Chiral and pair superfluidity in triangular ladder produced by state-dependent Kronig-Penney lattice

TL;DR

This paper introduces a novel triangular ladder setup for ultracold atoms with controllable interactions, revealing stable pair superfluidity and chiral superfluid phases through advanced numerical and analytical methods.

Contribution

It presents a new experimental realization of a frustrated triangular ladder with tunable pair hopping and density interactions, and maps the system to an XXZ spin model for phase analysis.

Findings

Stable pair superfluid with power-law pair correlations

Emergence of chiral superfluid due to frustration

Exact phase transition points mapped to XXZ model

Abstract

We propose a concrete realization of a triangular ladder for ultracold atoms, which simultaneously hosts geometric frustration and unusual two-body interactions, and in particular controllable pair hopping and density-induced tunneling.
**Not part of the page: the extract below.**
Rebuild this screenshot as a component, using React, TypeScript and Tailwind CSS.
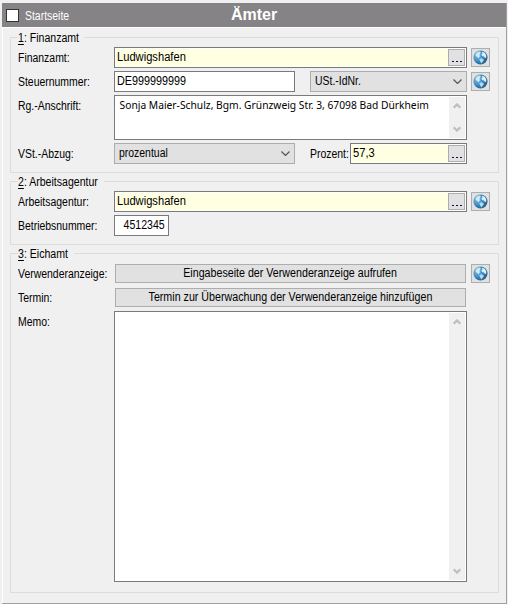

This is done by means of a spin-dependent Kronig-Penney lattice created using a spatially-dependent tripod-type atom-light coupling. We apply density matrix renormalization group (DMRG) calculations to derive the quantum phase diagram. We find that pair tunneling stabilizes a robust pair superfluid, characterized by power-law decay of pair correlations. Additionally, a chiral superfluid arises from frustration induced by competing nearest neighbor (NN) and next-nearest neighbor (NNN) tunnelings. Finally, in the high barrier regime, we map our system onto the XXZ spin model and find the exact phase transition points.